● **Instructions for the task**
Exclude the pictures and reproduce the remaining data exactly as written.

--------------------------------------------------

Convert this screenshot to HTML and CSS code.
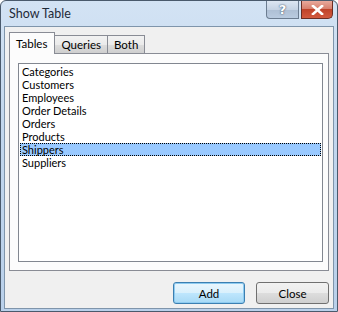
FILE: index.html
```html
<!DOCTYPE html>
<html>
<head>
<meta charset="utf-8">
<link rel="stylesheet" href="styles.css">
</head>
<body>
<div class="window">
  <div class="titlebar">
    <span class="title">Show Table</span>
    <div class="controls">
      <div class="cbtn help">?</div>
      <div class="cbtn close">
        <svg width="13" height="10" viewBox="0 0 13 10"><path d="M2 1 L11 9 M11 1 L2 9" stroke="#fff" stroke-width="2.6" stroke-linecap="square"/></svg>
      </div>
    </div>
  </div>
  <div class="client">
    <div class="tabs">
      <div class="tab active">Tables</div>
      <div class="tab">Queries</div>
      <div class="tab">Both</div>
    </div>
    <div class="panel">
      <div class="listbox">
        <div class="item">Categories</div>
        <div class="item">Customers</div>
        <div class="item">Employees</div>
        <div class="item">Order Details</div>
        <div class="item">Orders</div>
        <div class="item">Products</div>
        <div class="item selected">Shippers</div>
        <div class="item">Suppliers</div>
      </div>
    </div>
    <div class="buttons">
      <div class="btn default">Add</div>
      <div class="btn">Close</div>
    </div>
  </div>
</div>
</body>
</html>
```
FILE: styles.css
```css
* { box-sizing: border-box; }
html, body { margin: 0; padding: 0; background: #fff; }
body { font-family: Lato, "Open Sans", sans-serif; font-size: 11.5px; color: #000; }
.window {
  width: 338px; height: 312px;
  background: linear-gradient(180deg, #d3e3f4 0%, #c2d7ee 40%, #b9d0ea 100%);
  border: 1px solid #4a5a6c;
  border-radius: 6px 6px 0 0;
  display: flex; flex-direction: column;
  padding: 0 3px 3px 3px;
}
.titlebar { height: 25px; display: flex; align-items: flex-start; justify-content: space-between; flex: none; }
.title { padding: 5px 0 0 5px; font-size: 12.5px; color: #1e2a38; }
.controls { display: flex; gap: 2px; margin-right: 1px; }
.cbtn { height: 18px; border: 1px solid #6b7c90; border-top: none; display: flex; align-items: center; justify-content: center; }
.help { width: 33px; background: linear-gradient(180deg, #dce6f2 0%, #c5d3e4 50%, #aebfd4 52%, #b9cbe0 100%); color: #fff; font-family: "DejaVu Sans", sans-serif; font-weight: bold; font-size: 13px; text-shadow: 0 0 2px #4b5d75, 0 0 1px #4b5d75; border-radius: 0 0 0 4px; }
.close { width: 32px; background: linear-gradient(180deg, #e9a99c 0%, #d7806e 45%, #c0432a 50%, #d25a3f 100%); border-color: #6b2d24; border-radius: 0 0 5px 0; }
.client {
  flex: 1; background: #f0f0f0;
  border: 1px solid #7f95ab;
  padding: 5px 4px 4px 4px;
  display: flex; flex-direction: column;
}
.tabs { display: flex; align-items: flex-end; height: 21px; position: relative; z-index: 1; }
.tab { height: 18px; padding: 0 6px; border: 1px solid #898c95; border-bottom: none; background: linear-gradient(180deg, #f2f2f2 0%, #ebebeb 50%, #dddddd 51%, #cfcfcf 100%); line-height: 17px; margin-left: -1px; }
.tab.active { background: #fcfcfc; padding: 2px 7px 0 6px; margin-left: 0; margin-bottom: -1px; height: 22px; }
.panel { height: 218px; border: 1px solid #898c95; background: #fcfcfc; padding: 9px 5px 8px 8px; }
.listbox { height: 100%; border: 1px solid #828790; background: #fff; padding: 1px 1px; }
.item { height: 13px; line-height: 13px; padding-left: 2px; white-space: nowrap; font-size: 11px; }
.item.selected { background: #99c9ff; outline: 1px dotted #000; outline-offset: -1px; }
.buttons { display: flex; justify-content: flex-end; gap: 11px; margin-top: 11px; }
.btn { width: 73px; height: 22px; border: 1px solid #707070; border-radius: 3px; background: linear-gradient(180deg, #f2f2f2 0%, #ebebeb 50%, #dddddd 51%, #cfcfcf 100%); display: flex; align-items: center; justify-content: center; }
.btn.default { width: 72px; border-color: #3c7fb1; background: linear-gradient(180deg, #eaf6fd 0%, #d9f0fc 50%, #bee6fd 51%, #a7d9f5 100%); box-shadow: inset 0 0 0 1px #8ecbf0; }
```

--------------------------------------------------

● **Solution for this exercise**
Convert this screenshot to HTML and CSS code.
FILE: index.html
```html
<!DOCTYPE html>
<html>
<head>
<meta charset="utf-8">
<link rel="stylesheet" href="styles.css">
</head>
<body>
<div class="window">
  <div class="titlebar">
    <span class="title">Show Table</span>
    <div class="controls">
      <div class="cbtn help">?</div>
      <div class="cbtn close">
        <svg width="13" height="10" viewBox="0 0 13 10"><path d="M2 1 L11 9 M11 1 L2 9" stroke="#fff" stroke-width="2.6" stroke-linecap="square"/></svg>
      </div>
    </div>
  </div>
  <div class="client">
    <div class="tabs">
      <div class="tab active">Tables</div>
      <div class="tab">Queries</div>
      <div class="tab">Both</div>
    </div>
    <div class="panel">
      <div class="listbox">
        <div class="item">Categories</div>
        <div class="item">Customers</div>
        <div class="item">Employees</div>
        <div class="item">Order Details</div>
        <div class="item">Orders</div>
        <div class="item">Products</div>
        <div class="item selected">Shippers</div>
        <div class="item">Suppliers</div>
      </div>
    </div>
    <div class="buttons">
      <div class="btn default">Add</div>
      <div class="btn">Close</div>
    </div>
  </div>
</div>
</body>
</html>
```
FILE: styles.css
```css
* { box-sizing: border-box; }
html, body { margin: 0; padding: 0; background: #fff; }
body { font-family: Lato, "Open Sans", sans-serif; font-size: 11.5px; color: #000; }
.window {
  width: 338px; height: 312px;
  background: linear-gradient(180deg, #d3e3f4 0%, #c2d7ee 40%, #b9d0ea 100%);
  border: 1px solid #4a5a6c;
  border-radius: 6px 6px 0 0;
  display: flex; flex-direction: column;
  padding: 0 3px 3px 3px;
}
.titlebar { height: 25px; display: flex; align-items: flex-start; justify-content: space-between; flex: none; }
.title { padding: 5px 0 0 5px; font-size: 12.5px; color: #1e2a38; }
.controls { display: flex; gap: 2px; margin-right: 1px; }
.cbtn { height: 18px; border: 1px solid #6b7c90; border-top: none; display: flex; align-items: center; justify-content: center; }
.help { width: 33px; background: linear-gradient(180deg, #dce6f2 0%, #c5d3e4 50%, #aebfd4 52%, #b9cbe0 100%); color: #fff; font-family: "DejaVu Sans", sans-serif; font-weight: bold; font-size: 13px; text-shadow: 0 0 2px #4b5d75, 0 0 1px #4b5d75; border-radius: 0 0 0 4px; }
.close { width: 32px; background: linear-gradient(180deg, #e9a99c 0%, #d7806e 45%, #c0432a 50%, #d25a3f 100%); border-color: #6b2d24; border-radius: 0 0 5px 0; }
.client {
  flex: 1; background: #f0f0f0;
  border: 1px solid #7f95ab;
  padding: 5px 4px 4px 4px;
  display: flex; flex-direction: column;
}
.tabs { display: flex; align-items: flex-end; height: 21px; position: relative; z-index: 1; }
.tab { height: 18px; padding: 0 6px; border: 1px solid #898c95; border-bottom: none; background: linear-gradient(180deg, #f2f2f2 0%, #ebebeb 50%, #dddddd 51%, #cfcfcf 100%); line-height: 17px; margin-left: -1px; }
.tab.active { background: #fcfcfc; padding: 2px 7px 0 6px; margin-left: 0; margin-bottom: -1px; height: 22px; }
.panel { height: 218px; border: 1px solid #898c95; background: #fcfcfc; padding: 9px 5px 8px 8px; }
.listbox { height: 100%; border: 1px solid #828790; background: #fff; padding: 1px 1px; }
.item { height: 13px; line-height: 13px; padding-left: 2px; white-space: nowrap; font-size: 11px; }
.item.selected { background: #99c9ff; outline: 1px dotted #000; outline-offset: -1px; }
.buttons { display: flex; justify-content: flex-end; gap: 11px; margin-top: 11px; }
.btn { width: 73px; height: 22px; border: 1px solid #707070; border-radius: 3px; background: linear-gradient(180deg, #f2f2f2 0%, #ebebeb 50%, #dddddd 51%, #cfcfcf 100%); display: flex; align-items: center; justify-content: center; }
.btn.default { width: 72px; border-color: #3c7fb1; background: linear-gradient(180deg, #eaf6fd 0%, #d9f0fc 50%, #bee6fd 51%, #a7d9f5 100%); box-shadow: inset 0 0 0 1px #8ecbf0; }
```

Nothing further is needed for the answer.